Activation of alpha-2 adrenergic receptors inhibits norepinephrine release by a pertussis toxin-insensitive pathway independent of changes in cytosolic calcium in cultured rat sympathetic neurons.

Whole-cell electrophysiological studies suggest that sympathetic nerve alpha-2 adrenergic receptors are coupled to voltage-dependent N-type calcium channels through the Gi family of proteins to inhibit neurotransmitter release. Because most nerve terminals are too small for direct electrophysiological recordings, the aim of this study was to examine the relationship between alpha-2 adrenergic receptor-mediated inhibition of norepinephrine release and the rise in cytosolic calcium in neurites from cultured sympathetic neurons. In cultured rat superior cervical ganglion neurons, the alpha-2 adrenergic receptor agonists, UK-14304 (0.01-10 microM) and oxymetazoline (0.1-10 microM), and the N-type calcium channel blocker, omega-conotoxin GVIA (0.1-10 nM), inhibited the release of tritiated norepinephrine in response to electrical stimulation (1 Hz, 30 pulses, 0.1 ms, 70 V). The inhibitory effect of the alpha-2 adrenergic receptor agonists was not altered by pretreatment with pertussis toxin (200 ng/ml, 18 h), although pertussis toxin blocked the inhibition of forskolin-stimulated cAMP accumulation by UK-14304. In fura-2 loaded cells, electrical stimulation (1 Hz, 30 pulses, 0.1 ms, 70 V) increased cytosolic calcium in sympathetic neuronal processes. Blockade of N-type calcium channels with omega-conotoxin (1 and 10 nM) reduced the rise in cytosolic calcium by 25 +/- 3% and 52 +/- 6%, respectively, whereas UK-14304 and oxymetazoline did not alter the electrically stimulated rise in cytosolic calcium.
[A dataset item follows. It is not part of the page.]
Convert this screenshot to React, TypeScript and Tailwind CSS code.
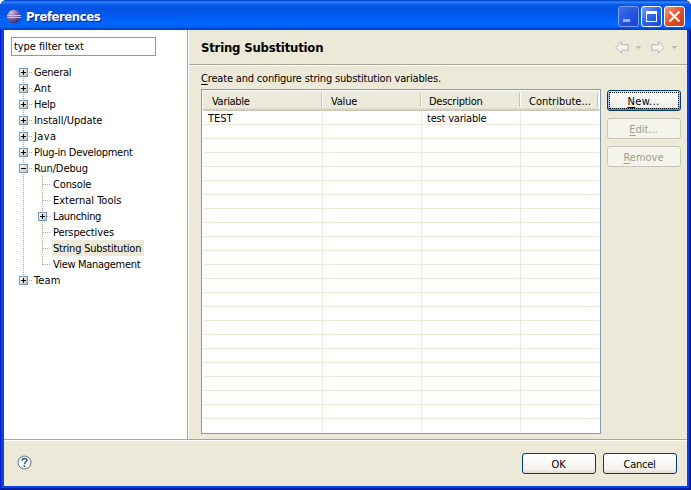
import React from 'react';

type Node = { label: string; level: 0 | 1; box?: '+' | '-'; selected?: boolean; w: string };

const nodes: Node[] = [
  { label: 'General', level: 0, box: '+', w: 'tracking-[-0.25px]' },
  { label: 'Ant', level: 0, box: '+', w: 'tracking-[0.1px]' },
  { label: 'Help', level: 0, box: '+', w: 'tracking-[-0.3px]' },
  { label: 'Install/Update', level: 0, box: '+', w: 'tracking-[-0.05px]' },
  { label: 'Java', level: 0, box: '+', w: 'tracking-[0.4px]' },
  { label: 'Plug-in Development', level: 0, box: '+', w: 'tracking-[-0.27px]' },
  { label: 'Run/Debug', level: 0, box: '-', w: 'tracking-[-0.1px]' },
  { label: 'Console', level: 1, w: 'tracking-[-0.15px]' },
  { label: 'External Tools', level: 1, w: 'tracking-[0px]' },
  { label: 'Launching', level: 1, box: '+', w: 'tracking-[-0.35px]' },
  { label: 'Perspectives', level: 1, w: 'tracking-[-0.12px]' },
  { label: 'String Substitution', level: 1, selected: true, w: 'tracking-[-0.22px]' },
  { label: 'View Management', level: 1, w: 'tracking-[-0.3px]' },
  { label: 'Team', level: 0, box: '+', w: 'tracking-[0.1px]' },
];

function Box({ kind, x }: { kind: '+' | '-'; x: number }) {
  return (
    <g transform={`translate(${x} 4)`} shapeRendering="crispEdges">
      <rect x="0.5" y="0.5" width="8" height="8" fill="url(#box)" stroke="#7898b5" />
      <path d={kind === '+' ? 'M2 4.5h5M4.5 2v5' : 'M2 4.5h5'} stroke="#000" />
    </g>
  );
}

function TreeRow({ node, index }: { node: Node; index: number }) {
  const first = index === 0;
  const last = index === nodes.length - 1;
  const lastChild = node.label === 'View Management';
  const child = node.level === 1;
  return (
    <div className="flex h-4 items-center">
      <svg width={child ? 33 : 14} height="16" className="shrink-0" shapeRendering="crispEdges">
        <g stroke="#aca899" strokeDasharray="1 1">
          <path d={first ? 'M4.5 8v8' : last ? 'M4.5 0v9' : 'M4.5 0v16'} />
          {child ? (
            <>
              <path d={lastChild ? 'M23.5 0v9' : 'M23.5 0v16'} />
              <path d="M24 8.5h8" />
            </>
          ) : (
            <path d="M10 8.5h4" />
          )}
        </g>
        {node.box && <Box kind={node.box} x={child ? 19 : 0} />}
      </svg>
      <span
        className={`h-4 whitespace-nowrap pl-px leading-[18px] ${node.w} ${
          node.selected ? 'w-[92px] bg-[#ece9d8]' : ''
        }`}
      >
        {node.label}
      </span>
    </div>
  );
}

function Button({ label, mnemonic, state }: { label: string; mnemonic?: boolean; state?: 'focus' | 'off' }) {
  const look =
    state === 'off'
      ? 'border-[#c9c7ba] bg-[#f5f4ea] text-[#a1a192]'
      : state === 'focus'
        ? 'border-[#003c74] bg-gradient-to-b from-white to-[#ecebe5] text-black shadow-[inset_0_1px_0_#cee7ff,inset_0_-2px_0_#6982ee,inset_2px_0_0_#a3bff5,inset_-2px_0_0_#a3bff5]'
        : 'border-[#003c74] bg-[linear-gradient(to_bottom,#ffffff,#f3f2ec_80%,#dfdbd0)] text-black';
  const spacing =
    label === 'New...'
      ? 'tracking-[0.35px]'
      : label === 'OK' || label === 'Cancel'
        ? 'tracking-[-0.25px]'
        : 'tracking-[0px]';
  return (
    <button
      className={`relative flex h-[21px] w-[74px] shrink-0 items-center justify-center rounded-[3px] border pr-px pt-[2px] ${look}`}
    >
      {state === 'focus' && <span className="absolute inset-x-[1px] inset-y-[1px] border border-dotted border-black" />}
      <span className={spacing}>
        {mnemonic ? <span className="underline underline-offset-2">{label[0]}</span> : label[0]}
        {label.slice(1)}
      </span>
    </button>
  );
}

function Caption({ kind }: { kind: 'min' | 'max' | 'close' }) {
  const look =
    kind === 'close'
      ? 'border-white bg-gradient-to-br from-[#f09a80] via-[#e3502a] to-[#c83a14]'
      : kind === 'max'
        ? 'border-white bg-gradient-to-br from-[#6f9bf8] via-[#2b62ea] to-[#1746cf]'
        : 'border-[#7f9bea] bg-gradient-to-br from-[#3e73ec] via-[#2358df] to-[#1945cc]';
  return (
    <div className={`flex h-[21px] w-[21px] items-center justify-center rounded-[3px] border ${look}`}>
      <svg width="19" height="19" shapeRendering={kind === 'close' ? 'auto' : 'crispEdges'}>
        {kind === 'min' && <path d="M4 12h7v3H4z" fill="#98b0f2" />}
        {kind === 'max' && (
          <>
            <path d="M4 4h11v3H4z" fill="#fff" />
            <rect x="4.5" y="5.5" width="10" height="9" fill="none" stroke="#fff" />
          </>
        )}
        {kind === 'close' && <path d="M4.5 4.5l10 10M14.5 4.5l-10 10" stroke="#fff" strokeWidth="2.2" />}
      </svg>
    </div>
  );
}

function Arrow({ flip }: { flip?: boolean }) {
  return (
    <svg width="14" height="13" viewBox="0 0 14 13" className={flip ? '-scale-x-100' : ''}>
      <path d="M.7 6.5L6.5.8v3h6.8v5.4H6.5v3z" fill="#f5f4ef" stroke="#b8b6ae" />
    </svg>
  );
}

function Drop() {
  return (
    <svg width="5" height="3" shapeRendering="crispEdges">
      <path d="M0 0h5v1H4v1H3v1H2V2H1V1H0z" fill="#bbb9b0" />
    </svg>
  );
}

const grid = 'grid grid-cols-[120px_99px_99px_78px]';
const headers = [
  ['Variable', 'pl-[9px] tracking-[-0.3px]'],
  ['Value', 'pl-2 tracking-[-0.2px]'],
  ['Description', 'pl-[7px] tracking-[-0.25px]'],
  ['Contribute...', 'pl-2 tracking-[0px]'],
];

export default function App() {
  return (
    <div className="flex h-[490px] w-[691px] flex-col overflow-hidden bg-white font-['DejaVu_Sans_Condensed','DejaVu_Sans',sans-serif] text-[11px] leading-4 text-black [font-stretch:condensed]">
      <div className="flex h-full flex-col rounded-t-[7px] bg-[#0a44e0] shadow-[inset_1px_0_0_#0019cf,inset_-1px_0_0_#00138c,inset_-2px_0_0_#0025ad,inset_0_-1px_0_#00138c,inset_0_-2px_0_#0025ad]">
        <header className="flex h-[30px] shrink-0 items-center rounded-t-[7px] bg-[linear-gradient(to_bottom,#0844c8_0px,#0a50d8_1px,#3490ff_2px,#1c72f4_3px,#0458e8_5px,#0054e0_9px,#0058ec_14px,#0062fb_21px,#0066ff_25px,#005ff2_27px,#0046d0_29px,#003ebc_30px)] pl-[6px] pr-[6px] pt-[3px]">
          <svg width="16" height="16" viewBox="0 0 16 16" className="mr-1 shrink-0">
            <defs>
              <radialGradient id="orb" cx=".3" cy=".2" r=".9">
                <stop offset="0" stopColor="#d3c0d8" />
                <stop offset=".5" stopColor="#7c68a8" />
                <stop offset="1" stopColor="#2c2068" />
              </radialGradient>
              <linearGradient id="box" x1="0" y1="0" x2="1" y2="1">
                <stop offset="0" stopColor="#fff" />
                <stop offset="1" stopColor="#c7bfb3" />
              </linearGradient>
            </defs>
            <circle cx="8" cy="7.5" r="6.8" fill="url(#orb)" />
            <path d="M1 6.5h14M1 8.5h14" stroke="#c3c6ec" strokeWidth="1" />
          </svg>
          <h1 className="pt-px text-[13px] font-bold tracking-[-0.45px] text-white [text-shadow:1px_1px_0_#0a1883]">
            Preferences
          </h1>
          <div className="ml-auto flex gap-[2px]">
            <Caption kind="min" />
            <Caption kind="max" />
            <Caption kind="close" />
          </div>
        </header>

        <div className="mx-[4px] mb-[4px] flex min-h-0 flex-1 flex-col bg-[#ece9d8]">
          <div className="flex h-[409px] shrink-0">
            <aside className="w-[184px] shrink-0 border-r border-[#aca899] bg-white">
              <div className="ml-[7px] mt-[7px] flex h-[19px] w-[145px] items-center border border-[#7f9db9] pl-[2px] pt-px tracking-[-0.07px]">
                type filter text
              </div>
              <div className="mt-2 pl-[15px]">
                {nodes.map((n, i) => (
                  <TreeRow key={n.label} node={n} index={i} />
                ))}
              </div>
            </aside>
            <main className="flex min-w-0 flex-1 flex-col border-l border-white">
              <div className="flex h-9 shrink-0 items-center border-b border-white pl-3 pr-[10px] shadow-[inset_0_-1px_0_#aca899]">
                <h2 className="pt-px text-[13px] font-bold tracking-[-0.2px]">String Substitution</h2>
                <div className="ml-auto flex items-center">
                  <Arrow />
                  <span className="ml-[7px] flex"><Drop /></span>
                  <span className="ml-[10px] flex"><Arrow flip /></span>
                  <span className="ml-[7px] flex"><Drop /></span>
                </div>
              </div>
              <p className="ml-3 mt-[5px] h-[18px] whitespace-nowrap tracking-[-0.175px]">
                <span className="underline underline-offset-2">C</span>reate and configure string substitution variables.
              </p>
              <div className="flex pl-3">
                <div className="h-[345px] w-[400px] border border-[#7f9db9] bg-white p-px">
                  <div className={`${grid} h-5 bg-[linear-gradient(to_bottom,#ebeadb_0_17px,#e2decd_17px_18px,#d6d2c2_18px_19px,#cbc7b8_19px)] pt-[2px]`}>
                    {headers.map(([h, c]) => (
                      <div
                        key={h}
                        className={`mr-[1px] h-[14px] whitespace-nowrap border-r border-[#c7c5b2] leading-[17px] shadow-[1px_0_0_#fff] ${c}`}
                      >
                        {h}
                      </div>
                    ))}
                  </div>
                  {Array.from({ length: 23 }, (_, r) => (
                    <div key={r} className={`${grid} h-[14px] ${r < 22 ? 'border-b' : ''} border-[#ece9d8] leading-[15px]`}>
                      {['TEST', '', 'test variable', ''].map((t, c) => (
                        <div
                          key={c}
                          className={`h-[13px] whitespace-nowrap pl-[5px] ${c === 2 ? 'tracking-[-0.2px]' : ''} ${c < 3 ? 'border-r border-[#ece9d8]' : ''}`}
                        >
                          {r === 0 ? t : ''}
                        </div>
                      ))}
                    </div>
                  ))}
                </div>
                <div className="ml-[6px] mt-px flex flex-col gap-[7px]">
                  <Button label="New..." mnemonic state="focus" />
                  <Button label="Edit..." mnemonic state="off" />
                  <Button label="Remove" mnemonic state="off" />
                </div>
              </div>
            </main>
          </div>
          <footer className="flex flex-1 items-start border-t border-[#aca899] pl-[13px] pr-[10px] pt-[13px] shadow-[inset_0_1px_0_#fff]">
            <svg width="15" height="15" viewBox="0 0 15 15" className="mt-[2px]">
              <circle cx="7.5" cy="7.5" r="6.5" fill="#f7fafc" stroke="#5c7691" />
              <path d="M5.2 5.7c0-3 4.8-2.9 4.7-.2C9.9 7 7.5 7.1 7.5 9.2" fill="none" stroke="#3c5a80" strokeWidth="1.5" />
              <path d="M6.7 10.4h1.6V12H6.7z" fill="#3c5a80" />
            </svg>
            <div className="ml-auto flex gap-[7px]">
              <Button label="OK" />
              <Button label="Cancel" />
            </div>
          </footer>
        </div>
      </div>
    </div>
  );
}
These data suggest that blockade of N-type calcium channels with omega-conotoxin GVIA inhibits stimulated norepinephrine release and cytosolic calcium measured with fura-2 at similar concentrations, whereas activation of alpha-2 adrenergic receptor inhibits norepinephrine release by a pathway that is insensitive to pertussis toxin and changes in cytosolic calcium in neurites from cultured rat superior cervical ganglion cells.